Hybrid operating rooms are in demand because they allow surgical, interventional and electrophysiology specialists to perform minimally invasive, complex minimally invasive and open procedures, in the same operative environment. Multi-disciplinary interest is driven by the merging of advanced radiographic, robotic, and navigation tools with traditional surgical elements, all in a sterile environment.
The synergy of technologies (and specifically the use of endovascular and percutaneous techniques) is driving innovations in surgical approaches for the most medically challenging patient populations. These multifunctional rooms are making it possible to more confidently manage complex patients with co-morbidities and those at risk for complications – and ultimately to reduce hospital stays and rehabilitation times. In addition, the advanced nature of the hybrid operating room provides an environment that fosters innovation and helps surgeons and specialists achieve new standards of care.
The bottom line is, whether it is intended for surgical procedures supported by imaging or for interventional procedures with a back-up surgical “safety net,” thoughtful
planning and prepping are critical when planning a hybrid operating room.
It is not uncommon for hospitals building their first hybrid OR to ask, “Do we need a hybrid OR and can we convince our administration to fund one? Who should be involved in the planning and how can we be sure the room will meet everyone’s needs? What are the equipment and integration requirements to ensure multifunctional use?” To answer these questions, the project champions need to take several important steps.
A critical first step is identifying the key strategic imperatives for building a hybrid OR. These could include aligning physician needs (including recruitment and retention), or meeting Healthcare Reform and Accountable Care objectives and quality metrics. This first step is essential for securing administrative buy-in.
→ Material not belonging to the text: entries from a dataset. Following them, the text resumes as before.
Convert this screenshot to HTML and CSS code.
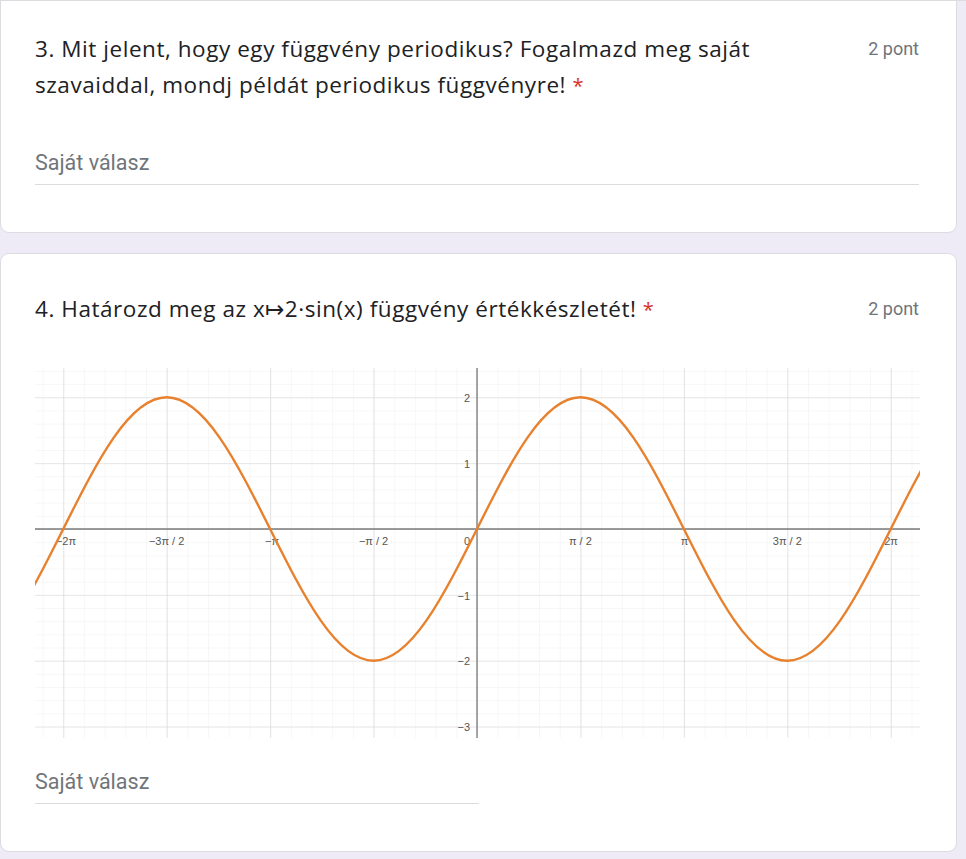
FILE: index.html
```html
<!DOCTYPE html>
<html lang="hu">
<head>
<meta charset="utf-8">
<title>Kérdőív</title>
<link rel="stylesheet" href="styles.css">
</head>
<body>
<div class="topline"></div>
<main class="form">
  <section class="card card-first">
    <div class="q-head">
      <div class="q-title">3. Mit jelent, hogy egy függvény periodikus? Fogalmazd meg saját szavaiddal, mondj példát periodikus függvényre! <span class="req">*</span></div>
      <div class="q-points">2 pont</div>
    </div>
    <div class="answer answer-wide">Saját válasz</div>
  </section>

  <section class="card">
    <div class="q-head">
      <div class="q-title">4. Határozd meg az x↦2·sin(x) függvény értékkészletét! <span class="req">*</span></div>
      <div class="q-points">2 pont</div>
    </div>
    <svg class="graph" width="885" height="370" viewBox="0 0 885 370" xmlns="http://www.w3.org/2000/svg">
      <defs>
        <pattern id="minor" x="442" y="161" width="20.688" height="13.17" patternUnits="userSpaceOnUse">
          <path d="M0 0 V13.17 M0 0 H20.688" stroke="#efefef" stroke-width="1" fill="none"/>
        </pattern>
        <pattern id="major" x="442" y="161" width="103.44" height="65.85" patternUnits="userSpaceOnUse">
          <path d="M0 0 V65.85 M0 0 H103.44" stroke="#d6d6d6" stroke-width="1.2" fill="none"/>
        </pattern>
        <clipPath id="clip"><rect x="0" y="0" width="885" height="370"/></clipPath>
      </defs>
      <rect x="0" y="0" width="885" height="370" fill="#fff"/>
      <rect x="0" y="0" width="885" height="370" fill="url(#minor)"/>
      <rect x="0" y="0" width="885" height="370" fill="url(#major)"/>
      <line x1="0" y1="161" x2="885" y2="161" stroke="#7a7a7a" stroke-width="1.3"/>
      <line x1="442" y1="0" x2="442" y2="370" stroke="#7a7a7a" stroke-width="1.3"/>
      <g class="lbl" text-anchor="middle">
        <text x="31" y="177">−2π</text>
        <text x="131.6" y="177">−3π / 2</text>
        <text x="237" y="177">−π</text>
        <text x="338.6" y="177">−π / 2</text>
        <text x="545.4" y="177">π / 2</text>
        <text x="649.5" y="177">π</text>
        <text x="752.3" y="177">3π / 2</text>
        <text x="856" y="177">2π</text>
      </g>
      <g class="lbl" text-anchor="end">
        <text x="435" y="177">0</text>
        <text x="435" y="34">2</text>
        <text x="435" y="99.5">1</text>
        <text x="435" y="231.5">−1</text>
        <text x="435" y="297">−2</text>
        <text x="435" y="363">−3</text>
      </g>
      <path clip-path="url(#clip)" fill="none" stroke="#e8812d" stroke-width="2.4" stroke-linecap="round"
        d="M-75.2 292.7
           c37.44 0 69.71 -64.23 103.44 -131.7
           c33.73 -67.47 66 -131.7 103.44 -131.7
           c37.44 0 69.71 64.23 103.44 131.7
           c33.73 67.47 66 131.7 103.44 131.7
           c37.44 0 69.71 -64.23 103.44 -131.7
           c33.73 -67.47 66 -131.7 103.44 -131.7
           c37.44 0 69.71 64.23 103.44 131.7
           c33.73 67.47 66 131.7 103.44 131.7
           c37.44 0 69.71 -64.23 103.44 -131.7
           c33.73 -67.47 66 -131.7 103.44 -131.7"/>
    </svg>
    <div class="answer answer-narrow">Saját válasz</div>
  </section>
</main>
</body>
</html>
```

FILE: styles.css
```css
* { box-sizing: border-box; }

html, body {
  margin: 0;
  padding: 0;
}

body {
  background: #eeebf7;
  width: 966px;
  height: 859px;
  overflow: hidden;
}

.topline {
  position: fixed;
  top: 0;
  left: 0;
  right: 0;
  height: 1px;
  background: #dadce0;
  z-index: 2;
}

.form {
  display: flex;
  flex-direction: column;
  gap: 20px;
  width: 957px;
  margin-top: -7px;
}

.card {
  background: #fff;
  border: 1px solid #dadce0;
  border-radius: 9px;
  padding: 37px 37px 47px 34px;
}

.q-head {
  display: flex;
  align-items: flex-start;
  gap: 36px;
}

.q-title {
  flex: 1;
  font-family: "Open Sans", Lato, sans-serif;
  font-size: 22.5px;
  line-height: 36px;
  letter-spacing: 0.55px;
  color: #202124;
}

.req {
  color: #d93025;
  font-size: 20px;
  line-height: 0;
}

.q-points {
  font-family: Roboto, "Liberation Sans", sans-serif;
  font-size: 18px;
  line-height: 36px;
  color: #70757a;
  white-space: nowrap;
}

.answer {
  font-family: Roboto, "Liberation Sans", sans-serif;
  font-size: 21.5px;
  line-height: 30px;
  color: #70757a;
  padding-bottom: 6px;
  border-bottom: 1px solid #dadce0;
}

.answer-wide {
  margin-top: 45px;
}

.answer-narrow {
  margin-top: 29px;
  width: 444px;
}

.graph {
  display: block;
  margin-top: 41px;
}

.lbl text {
  font-family: "Liberation Sans", Arial, sans-serif;
  font-size: 11px;
  fill: #555;
}
```
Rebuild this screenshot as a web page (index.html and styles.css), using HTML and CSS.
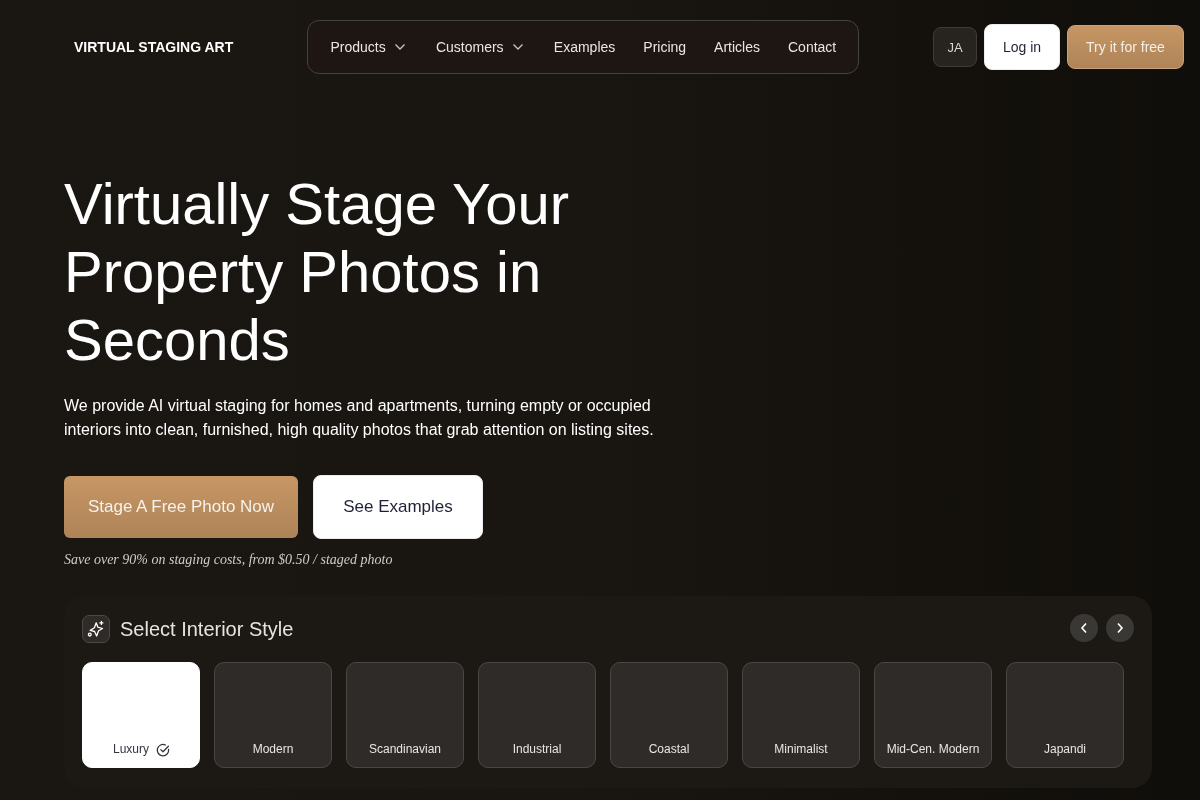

An equally important step is gaining good understanding of procedural numbers and projections. A thorough analysis of the catchment area by service line (cardiovascular, interventional, electrophysiology, etc.), including past and forecasted utilization, creates the foundation for identifying the most appropriate case use for the hybrid room. The most thoughtful designs and most clinically functional rooms are achieved by mapping the design to the three to five most frequent types of procedures expected to be performed.
The third step is to take the usage case to the stakeholder team for review. This group will help formulate procedure and equipment lists. Experience has shown that it is best to avoid trying to build and equip a hybrid OR to meet every possible usage scenario. Doing so can lead to a room that is over-budget, crowded, and associated with nagging impediments.
It can be helpful to create a sketch of the room as it will look for those top three to five procedures. The rendering should identify where the specialists and surgeons would be positioned within the room, and the physical location of supporting equipment.
In addition, creating procedure and equipment spreadsheets can be an extremely helpful step for staying organized. The procedure spreadsheet should include ICD9s (reimbursement data), required personnel, required equipment and operational protocol references. The equipment spreadsheet should identify if existing or new equipment will be used, and whether the equipment will be dedicated to the room or portable. The power requirements and necessary video and data outputs should also be noted. Power requirements are essential for equipment management system (boom) planning, while video and data outputs are required for integration planning.
Since hybrid ORs typically include the use of a large imaging system such as a c-arm, CT scanner or MRI scanner, planning requirements for these systems must also be considered. For c-arms, designers must plan for factors such as mono or bi-plane systems, rotational angiography, hygienic considerations and unencumbered anesthesia access. CT or MRI systems may involve factors related to suite design (two or three rooms) and whether the imaging system can be used for non-surgical procedures.
Finally, working with qualified room planners and architects capable of generating accurate 2D and 3D renderings of the room is a critical step to build consensus with your stakeholder team. 3D modeling allows each stakeholder to evaluate approach, access, ergonomics and safety, and to properly plan the logistics of installing all the technology.